In China, where the coronavirus emerged in December last year, the Wood Mackenzie analysts point out that overall car sales were down 21% in January this year compared with 2019. By the end of February those sales were down 80%. But for EVs, sales were down 54% in January and 90% in February. They chalk that up to the potential customers’ heebie-jeebies about both the effects of the pandemic and nervousness about buying an expensive new machine using technology with which they are neither familiar nor comfortable.
“Most new EV buyers are still first-time owners of the technology,” the Wood Mackenzie team writes. “The uncertainty and fear created by the outbreak has made consumers less inclined to adopt a new technology. Once the epidemic is contained in China, we suspect consumers will flock back to car dealers and reaffirm their confidence in EVs.” They predict the previous demand levels will return by November and in Europe by December. But in the United States, where the explosion of COVID-19 began two months after China’s, there will still be a 30% lag in EV demand over 2019, they predict.
Auto manufacturers’ thinking can be seen in GM’s decision to offer a $10,000 discount on its Chevy Bolt, an all-electric EV with a 259-mile range. That’s a quarter of its pre-COVID-19 price. In addition, longtime automakers that are just now making their first foray into the EV market have announced that models they had planned to launch in the next 12 months will be rolled out over several years. For instance, Ford’s Mustang Mach-E was launched in November 2019. But you can’t buy one until sometime in the first half of 2021. Given that automakers have suspended manufacture of vehicles and are instead making medical equipment to fight COVID-19, how long before the assembly lines start rolling again is a major unknown.
Most of the retreat in new models occurred before COVID-19 was an issue. David Ferris at E&E News reports (paywall) that automakers in the United States now have less incentive to move aggressively in EV manufacture because of White House actions. In a move that, like so many recent policy changes has sparked litigation, the Trump regime has sought to roll back stricter fuel economy standards developed during President Barack Obama’s first year in office.

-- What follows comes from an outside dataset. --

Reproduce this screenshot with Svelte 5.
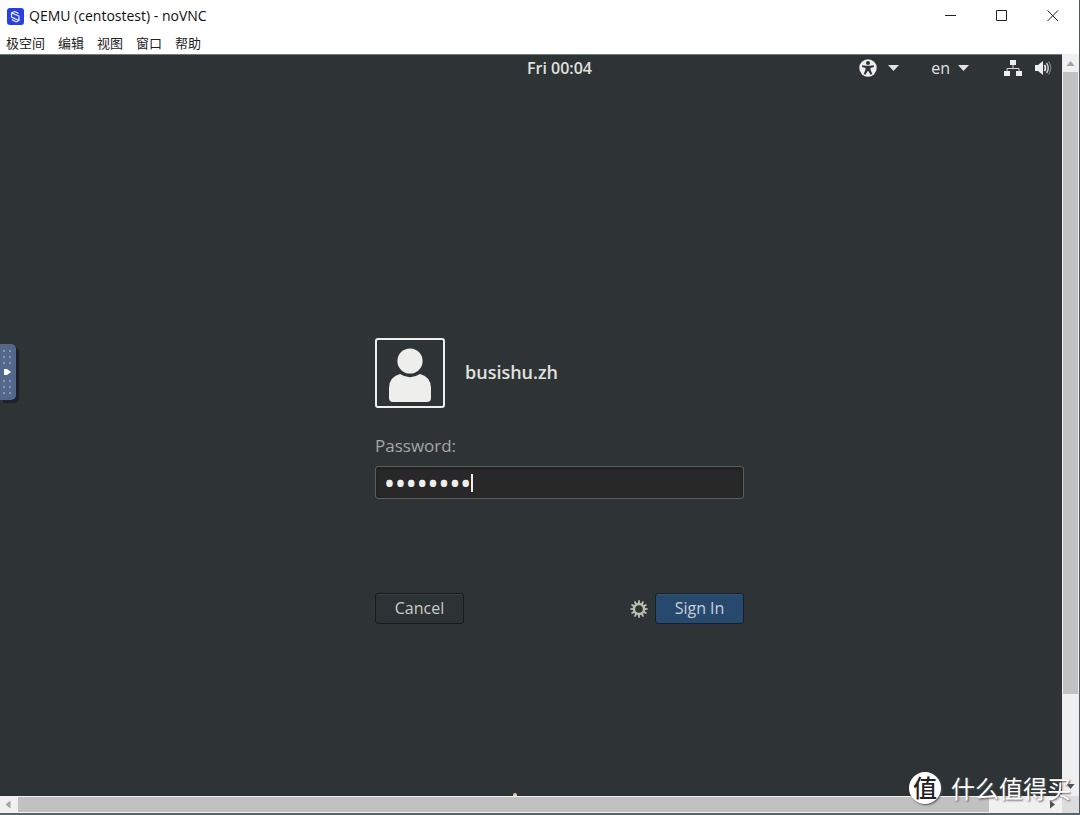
<script>
    let menus = ["极空间", "编辑", "视图", "窗口", "帮助"];
    let username = "busishu.zh";
    let password = "password";
    let teeth = Array.from({ length: 12 }, (_, i) => i * 30);
    let gripRows = [0, 1, 2];
</script>

<div class="window">
    <header class="titlebar">
        <svg class="logo" viewBox="0 0 17 17" aria-hidden="true">
            <rect width="17" height="17" rx="3" fill="#2b3fe0" />
            <path d="M11.500 5.300 7.800 3.500 4.500 4.800v4.400l7.500 3.300V8L5 5.200" fill="none" stroke="#dfe5ff" stroke-width="1.300" stroke-linejoin="round" />
            <path d="M5 11.600l4 2.200 3-1.300" fill="none" stroke="#dfe5ff" stroke-width="1.300" stroke-linejoin="round" />
        </svg>
        <span class="title">QEMU (centostest) - noVNC</span>
        <div class="controls">
            <button aria-label="Minimize">
                <svg width="12" height="12" viewBox="0 0 12 12"><path d="M0 5.500h11" /></svg>
            </button>
            <button aria-label="Maximize">
                <svg width="12" height="12" viewBox="0 0 12 12"><path d="M.5 .5h10v10H.5z" /></svg>
            </button>
            <button aria-label="Close">
                <svg width="12" height="12" viewBox="0 0 12 12"><path d="M.5 .5l10.500 10.500M11 .5 .5 11" /></svg>
            </button>
        </div>
    </header>

    <nav class="menubar">
        {#each menus as menu}
            <button>{menu}</button>
        {/each}
    </nav>

    <div class="view">
        <main class="viewport">
            <div class="screen">
                <div class="topbar">
                    <span class="clock">Fri 00:04</span>
                    <div class="status">
                        <button class="access" aria-label="Accessibility">
                            <svg width="18" height="18" viewBox="0 0 18 18">
                                <circle cx="9" cy="9" r="8.700" fill="#eeeeec" />
                                <circle cx="9" cy="4" r="2" fill="#2e3436" />
                                <path d="M3.200 6.200l4 .5h3.600l4-.5.2 1.700-3.500 1v1.800l1.800 4.400-1.700.7L9.300 12h-.6l-2.300 3.800-1.700-.7 1.800-4.400V8.900l-3.500-1z" fill="#2e3436" />
                            </svg>
                            <svg width="11" height="6" viewBox="0 0 11 6"><path d="M0 0h11L5.500 6z" fill="#e2e2e0" /></svg>
                        </button>
                        <button class="lang">
                            en
                            <svg width="11" height="6" viewBox="0 0 11 6"><path d="M0 0h11L5.500 6z" fill="#e2e2e0" /></svg>
                        </button>
                        <button class="system" aria-label="System menu">
                            <svg width="18" height="18" viewBox="0 0 18 18" fill="#eeeeec">
                                <path d="M6 1h6v5H6zM0 12h6v5H0zM12 12h6v5h-6z" />
                                <path d="M9 6v3M3 12V9.500h12V12" fill="none" stroke="#d3d7cf" />
                            </svg>
                            <svg width="17" height="16" viewBox="0 0 17 16">
                                <path d="M0 5h3l5-4v14l-5-4H0z" fill="#eeeeec" />
                                <path d="M9.500 5q2 3 0 6" fill="none" stroke="#eeeeec" stroke-width="1.600" />
                                <path d="M11.500 3q3.500 5 0 10" fill="none" stroke="#c8cac8" stroke-width="1.500" />
                                <path d="M13.500 1.500q4.500 6.500 0 13" fill="none" stroke="#777b7b" stroke-width="1.300" />
                            </svg>
                        </button>
                    </div>
                </div>

                <form class="login" onsubmit={(e) => e.preventDefault()}>
                    <div class="user">
                        <svg class="avatar" viewBox="0 0 70 70" aria-hidden="true">
                            <rect x="1" y="1" width="68" height="68" rx="2" fill="none" stroke="#eeeeec" stroke-width="2" />
                            <circle cx="35" cy="23" r="12.600" fill="#eeeeec" />
                            <path d="M25 36q10 6.500 20 0 11 3 11 14v10q0 4-4 4H18q-4 0-4-4V50q0-11 11-14z" fill="#eeeeec" />
                        </svg>
                        <span class="name">{username}</span>
                    </div>
                    <label for="password">Password:</label>
                    <div class="field">
                        <input id="password" type="password" bind:value={password} />
                        <span class="cursor"></span>
                    </div>
                    <div class="actions">
                        <button type="button" class="btn">Cancel</button>
                        <button type="button" class="gear" aria-label="Session">
                            <svg width="18" height="18" viewBox="-9 -9 18 18">
                                <circle r="5" fill="none" stroke="#babdb0" stroke-width="2.400" />
                                {#each teeth as angle}
                                    <path d="M-.8-8.700h1.600l.3 3.200h-2.200z" fill="#babdb0" transform="rotate({angle})" />
                                {/each}
                            </svg>
                        </button>
                        <button type="submit" class="btn primary">Sign In</button>
                    </div>
                </form>
            </div>

            <button class="handle" aria-label="Show control bar">
                <svg width="16" height="56" viewBox="0 0 16 56">
                    {#each gripRows as row}
                        <path d="M3 {6 + row * 6}h2v2H3zM9 {6 + row * 6}h2v2H9zM3 {36 + row * 6}h2v2H3zM9 {36 + row * 6}h2v2H9z" fill="#8397b4" />
                    {/each}
                    <path d="M4 25h3l4 3-4 3H4z" fill="#fff" />
                </svg>
            </button>
            <span class="pointer"></span>
        </main>

        <div class="scroll vertical">
            <svg width="17" height="17" viewBox="0 0 17 17"><path d="M4.500 12h8l-4-5z" fill="#a3a3a3" /></svg>
            <div class="thumb"></div>
            <div class="rest"></div>
            <svg width="17" height="17" viewBox="0 0 17 17"><path d="M4.500 5h8l-4 5z" fill="#505050" /></svg>
        </div>
        <div class="scroll horizontal">
            <svg width="17" height="17" viewBox="0 0 17 17"><path d="M10.500 4.500v8l-5-4z" fill="#a3a3a3" /></svg>
            <div class="thumb"></div>
            <div class="rest"></div>
            <svg width="17" height="17" viewBox="0 0 17 17"><path d="M5 4.500v8l5-4z" fill="#505050" /></svg>
        </div>
        <div class="corner"></div>
    </div>

    <div class="watermark">
        <span class="badge">值</span>
        <span>什么值得买</span>
    </div>
</div>

<style>
    :global(body) {
        background: #fff;
    }

    .window {
        position: relative;
        box-sizing: border-box;
        display: flex;
        flex-direction: column;
        min-height: 100vh;
        border-right: 1px solid #4c5a60;
        border-bottom: 2px solid #56666a;
        overflow: hidden;
        font-family: "Open Sans", "Noto Sans CJK SC", sans-serif;
    }

    button {
        padding: 0;
        border: 0;
        background: none;
        color: inherit;
        font: inherit;
    }

    svg {
        display: block;
        flex: none;
    }

    .titlebar {
        display: flex;
        align-items: center;
        height: 32px;
        padding-left: 7px;
        color: #111;
        font-size: 14px;
    }

    .logo {
        width: 17px;
        height: 17px;
        margin-right: 5px;
    }

    .title {
        padding-bottom: 2px;
    }

    .controls {
        display: flex;
        margin-left: auto;
        margin-right: 1px;
    }

    .controls button {
        display: flex;
        align-items: center;
        justify-content: center;
        width: 51px;
        height: 32px;
    }

    .controls path {
        fill: none;
        stroke: #222;
    }

    .menubar {
        display: flex;
        gap: 13px;
        height: 22px;
        padding-left: 6px;
        color: #222;
        font-family: "Noto Sans CJK SC", sans-serif;
        font-size: 13px;
        line-height: 22px;
    }

    .view {
        flex: 1;
        display: grid;
        grid-template-columns: 1fr 17px;
        grid-template-rows: 1fr 17px;
    }

    .viewport {
        position: relative;
        overflow: hidden;
        min-width: 0;
        border-top: 1px solid #747a7c;
        background: #2e3436;
        color: #e0e1df;
    }

    /* the remote desktop is wider than the visible area */
    .screen {
        width: calc(100% + 57px);
    }

    .topbar {
        display: grid;
        grid-template-columns: 1fr auto 1fr;
        align-items: center;
        height: 26px;
        font-size: 16px;
        line-height: 26px;
    }

    .clock {
        grid-column: 2;
        font-weight: 600;
    }

    .status {
        display: flex;
        align-items: center;
        justify-content: flex-end;
        padding-right: 67px;
    }

    .status button {
        display: flex;
        align-items: center;
    }

    .access {
        gap: 11px;
        margin-right: 32px;
    }

    .lang {
        gap: 8px;
        margin-right: 35px;
        font-weight: 500;
    }

    .system {
        gap: 13px;
    }

    .login {
        width: 369px;
        margin: 257px auto 0;
    }

    .user {
        display: flex;
        align-items: center;
        gap: 20px;
    }

    .avatar {
        width: 70px;
        height: 70px;
    }

    .name {
        padding-bottom: 2px;
        font-size: 18px;
        font-weight: 600;
        line-height: 24px;
    }

    label {
        display: block;
        margin: 26px 0 8px;
        color: #a5a7a1;
        font-size: 17px;
        line-height: 24px;
    }

    .field {
        position: relative;
    }

    input {
        display: block;
        box-sizing: border-box;
        width: 100%;
        height: 33px;
        padding: 0 8px;
        border: 1px solid #5c5f5c;
        border-radius: 3px;
        outline: none;
        background: #282828;
        color: #eeeeec;
        font-family: "Noto Sans", sans-serif;
        font-size: 29px;
        line-height: 31px;
        box-shadow: inset 0 2px 3px #202020;
    }

    .cursor {
        position: absolute;
        top: 8px;
        left: 96px;
        width: 2px;
        height: 18px;
        background: #eeeeec;
    }

    .actions {
        display: flex;
        align-items: center;
        margin-top: 94px;
    }

    .btn {
        box-sizing: border-box;
        width: 89px;
        height: 31px;
        padding-bottom: 2px;
        border: 1px solid #171b1c;
        border-radius: 3px;
        background: #2d3335;
        color: #c9cbc8;
        font-size: 16px;
        line-height: 26px;
        box-shadow: inset 0 1px #3c4244;
    }

    .primary {
        border-color: #14202c;
        background: #28496e;
        color: #c7d0d9;
        box-shadow: inset 0 1px #37516b;
    }

    .gear {
        margin-left: auto;
        margin-right: 7px;
    }

    .handle {
        position: absolute;
        top: 289px;
        left: 0;
        border-radius: 0 5px 5px 0;
        background: #52678a;
        box-shadow: 3px 3px 1px #1d2224;
    }

    .pointer {
        position: absolute;
        bottom: 0;
        left: 513px;
        width: 4px;
        height: 3px;
        border-radius: 2px 2px 0 0;
        background: #d8cdb8;
    }

    .scroll {
        display: flex;
        background: #f0f0f0;
    }

    .thumb {
        background: #c1c1c1;
    }

    .vertical {
        flex-direction: column;
    }

    .vertical .thumb {
        flex: 88;
        margin: 1px 1px 0;
    }

    .vertical .rest {
        flex: 12;
    }

    .horizontal .thumb {
        flex: 945;
        margin: 1px 0 1px 1px;
    }

    .horizontal .rest {
        flex: 55;
    }

    .corner {
        background: #dcdcdc;
    }

    .watermark {
        position: absolute;
        right: 8px;
        bottom: 9px;
        display: flex;
        align-items: center;
        gap: 10px;
        color: #fff;
        font-family: "Noto Sans CJK SC", sans-serif;
        font-size: 24px;
        line-height: 30px;
        text-shadow: 1px 1px 2px #555;
        pointer-events: none;
    }

    .badge {
        width: 32px;
        height: 32px;
        border-radius: 50%;
        background: #fff;
        color: #222;
        font-weight: 500;
        text-align: center;
        text-shadow: none;
        box-shadow: 1px 1px 2px #555;
    }
</style>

And before COVID-19 attacked, European and U.S. automakers had decided to slow down the introduction of new models until 2021 or later.

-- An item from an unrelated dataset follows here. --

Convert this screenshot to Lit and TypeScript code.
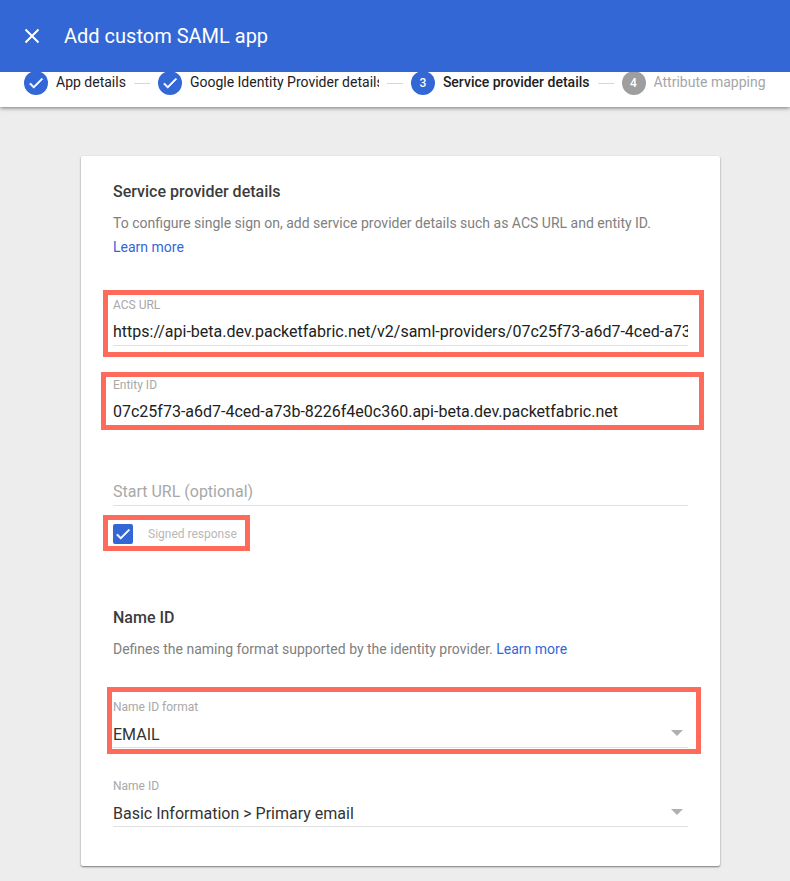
import { LitElement, html, css, svg, nothing } from "lit";
import { customElement, property } from "lit/decorators.js";
import { classMap } from "lit/directives/class-map.js";

interface Step {
  label: string;
  state: "done" | "current" | "upcoming";
}

const steps: Step[] = [
  { label: "App details", state: "done" },
  { label: "Google Identity Provider details", state: "done" },
  { label: "Service provider details", state: "current" },
  { label: "Attribute mapping", state: "upcoming" },
];

const check = svg`<path d="M9 16.2 4.8 12l-1.4 1.4L9 19 21 7l-1.4-1.4z" fill="#fff" stroke="#fff" stroke-width="0.8" />`;

@customElement("step-bar")
export class StepBar extends LitElement {
  @property({ attribute: false }) steps: Step[] = [];

  static styles = css`
    :host {
      display: block;
    }
    .steps {
      display: flex;
      align-items: center;
      gap: 8px;
      margin: 0;
      padding: 0 24px 12px;
      list-style: none;
      background: #fff;
      box-shadow: 0 1px 4px rgba(0, 0, 0, 0.5);
    }
    .step {
      display: flex;
      align-items: center;
      gap: 8px;
      min-width: 0;
      color: #212121;
      font-size: 14px;
      line-height: 24px;
    }
    .rule {
      flex: none;
      width: 16px;
      height: 1px;
      background: #d6d6d6;
    }
    .dot {
      flex: none;
      display: grid;
      place-items: center;
      width: 24px;
      height: 24px;
      border-radius: 50%;
      background: #3367d6;
      color: #fff;
      font-size: 12px;
      font-weight: 500;
    }
    .label {
      max-width: 189px;
      padding-bottom: 2px;
      line-height: 22px;
      overflow: hidden;
      white-space: nowrap;
    }
    .current .label {
      font-weight: 500;
    }
    .upcoming .dot {
      background: #9e9e9e;
    }
    .upcoming .label {
      color: #a6a6a6;
    }
  `;

  render() {
    return html`<ol class="steps">
      ${this.steps.map(
        (s, i) => html`<li
          class=${classMap({ step: true, [s.state]: true })}
          aria-current=${s.state === "current" ? "step" : nothing}
        >
          ${i ? html`<span class="rule"></span>` : nothing}
          <span class="dot"
            >${s.state === "done"
              ? html`<svg width="18" height="18" viewBox="0 0 24 24">${check}</svg>`
              : i + 1}</span
          >
          <span class="label">${s.label}</span>
        </li>`
      )}
    </ol>`;
  }
}

@customElement("app-root")
export class AppRoot extends LitElement {
  static styles = css`
    :host {
      display: block;
      box-sizing: border-box;
      min-height: 100vh;
      background: #ededed;
      font-family: Roboto, "Liberation Sans", sans-serif;
      color: #212121;
    }
    .bar {
      position: relative;
      z-index: 1;
      display: flex;
      align-items: center;
      gap: 24px;
      height: 72px;
      padding: 0 24px;
      box-sizing: border-box;
      background: #3367d6;
      color: #fff;
    }
    .close {
      display: block;
      width: 16px;
      height: 16px;
      padding: 0;
      border: 0;
      background: none;
      color: inherit;
    }
    .close svg {
      display: block;
    }
    .title {
      margin: 0;
      font-size: 20px;
      font-weight: 400;
      line-height: 24px;
    }
    .progress {
      margin-top: -1px;
    }
    .page {
      padding: 49px 70px 14px 81px;
    }
    .card {
      padding: 23px 32px 39px;
      border-radius: 2px;
      background: #fff;
      box-shadow: 0 1px 2px rgba(0, 0, 0, 0.5);
    }
    .heading {
      margin: 0 0 6px;
      font-size: 16px;
      font-weight: 500;
      line-height: 26px;
      color: #3c3c3c;
    }
    .text {
      margin: 0;
      font-size: 14px;
      line-height: 24px;
      color: #808080;
    }
    .link {
      color: #3367d6;
      text-decoration: none;
    }
    .fields {
      display: grid;
      gap: 30px;
      margin-top: 38px;
    }
    .fields.urls {
      gap: 31px;
    }
    .field {
      position: relative;
      display: grid;
      gap: 6px;
    }
    .caption {
      font-size: 12px;
      line-height: 16px;
      color: #a8a8a8;
    }
    .caption.empty {
      height: 16px;
    }
    .control {
      appearance: none;
      box-sizing: border-box;
      width: 100%;
      height: 27px;
      margin: 0;
      padding: 0 0 2px;
      border: 0;
      border-bottom: 1px solid #e0e0e0;
      border-radius: 0;
      outline: 0;
      background: transparent;
      color: #212121;
      font: 400 16px/24px Roboto, "Liberation Sans", sans-serif;
    }
    select.control {
      padding: 2px 0 0;
      color: #333;
    }
    .control::placeholder {
      color: #a8a8a8;
      opacity: 1;
    }
    .arrow {
      position: absolute;
      right: 5px;
      bottom: 12px;
      pointer-events: none;
    }
    .mark {
      position: absolute;
      border: 5px solid #ff6b5b;
      pointer-events: none;
    }
    .mark.acs {
      inset: -7px -16px -11px -10px;
    }
    .mark.entity {
      inset: -5px -16px -4px -12px;
    }
    .mark.signed {
      inset: -9px -13px -7px -10px;
    }
    .mark.format {
      inset: -12px -13px -6px -6px;
    }
    .option {
      position: relative;
      display: flex;
      align-items: center;
      gap: 15px;
      width: fit-content;
      margin: 18px 0 61px;
    }
    .box {
      appearance: none;
      width: 20px;
      height: 20px;
      margin: 0;
      border-radius: 2px;
      background: #fff;
      box-shadow: inset 0 0 0 2px #757575;
    }
    .box:checked {
      background: #3367d6;
      box-shadow: none;
    }
    .tick {
      position: absolute;
      left: 1px;
      top: 1px;
      pointer-events: none;
    }
    .box:not(:checked) + .tick {
      display: none;
    }
    .option .caption {
      color: #b8b8b8;
    }
  `;

  private arrow() {
    return html`<svg class="arrow" width="12" height="6" viewBox="0 0 12 6">
      <path d="M0 0h12L6 6z" fill="#b0b0b0" />
    </svg>`;
  }

  render() {
    return html`
      <header class="bar">
        <button class="close" type="button" aria-label="Close">
          <svg width="16" height="16" viewBox="0 0 16 16">
            <path d="M1.5 1.5l13 13M14.5 1.5l-13 13" stroke="#fff" stroke-width="2" />
          </svg>
        </button>
        <h1 class="title">Add custom SAML app</h1>
      </header>
      <step-bar class="progress" .steps=${steps}></step-bar>
      <main class="page">
        <form class="card">
          <h2 class="heading">Service provider details</h2>
          <p class="text">
            To configure single sign on, add service provider details such as ACS URL and entity ID.
            <a class="link" href="#sso">Learn more</a>
          </p>
          <div class="fields urls">
            <div class="field">
              <label class="caption" for="acs">ACS URL</label>
              <input
                class="control"
                id="acs"
                value="https://api-beta.dev.packetfabric.net/v2/saml-providers/07c25f73-a6d7-4ced-a73b-8226f4e0c360"
              />
              <span class="mark acs"></span>
            </div>
            <div class="field">
              <label class="caption" for="entity">Entity ID</label>
              <input
                class="control"
                id="entity"
                value="07c25f73-a6d7-4ced-a73b-8226f4e0c360.api-beta.dev.packetfabric.net"
              />
              <span class="mark entity"></span>
            </div>
            <div class="field">
              <span class="caption empty"></span>
              <input
                class="control"
                aria-label="Start URL (optional)"
                placeholder="Start URL (optional)"
              />
            </div>
          </div>
          <div class="option">
            <input class="box" type="checkbox" id="signed" checked />
            <svg class="tick" width="18" height="18" viewBox="0 0 24 24">${check}</svg>
            <label class="caption" for="signed">Signed response</label>
            <span class="mark signed"></span>
          </div>
          <h2 class="heading">Name ID</h2>
          <p class="text">
            Defines the naming format supported by the identity provider.
            <a class="link" href="#name-id">Learn more</a>
          </p>
          <div class="fields">
            <div class="field">
              <label class="caption" for="format">Name ID format</label>
              <select class="control" id="format">
                <option>EMAIL</option>
              </select>
              ${this.arrow()}
              <span class="mark format"></span>
            </div>
            <div class="field">
              <label class="caption" for="name">Name ID</label>
              <select class="control" id="name">
                <option>Basic Information &gt; Primary email</option>
              </select>
              ${this.arrow()}
            </div>
          </div>
        </form>
      </main>
    `;
  }
}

Nonetheless, Chandrasekaran says, “The shift towards sustainability is the driving force behind the electrification of transport. Uncertainty caused by the oil price war and global catastrophes will only serve to strengthen that resolve, not deter it.”
While Cross agrees that the short term will be tough, he takes the view that advantages of EVs over conventional vehicles, along with state mandates to reduce greenhouse gases, will spur sales growth once the pandemic has passed. Included in the benefits, he notes, is that while EVs are more expensive to buy, their operating costs are 2.3 times cheaper to operate than gas-powered vehicles. Moreover, electric vehicles cut greenhouse gas emissions by as much as 70%. That matters since 4 out of 10 Americans—a disproportionate percentage of them poor and people of color—live in areas with unhealthy levels of air pollution, the bulk of it from auto emissions.
While there has been resistance from cobwebbed politicians to establish policies friendly to electric vehicles, and reluctance from many car shoppers to choose an EV, a study in England found that the impacts of COVID-19, including air quality improvements from stay-at-home policies, led to 45% of respondents to say they are reconsidering their views about EV options, with 19% saying their next car would be an EV, and 26% saying they would buy one in the next five years.
As usual with any transition, much less one whose options have been temporarily corralled by a pandemic, the move to electrified transportation will have its hiccups. With EVs only making up 2.5% of the global vehicle market in 2019, that transition has a long way to go. But in 2018, it was only 2.3%.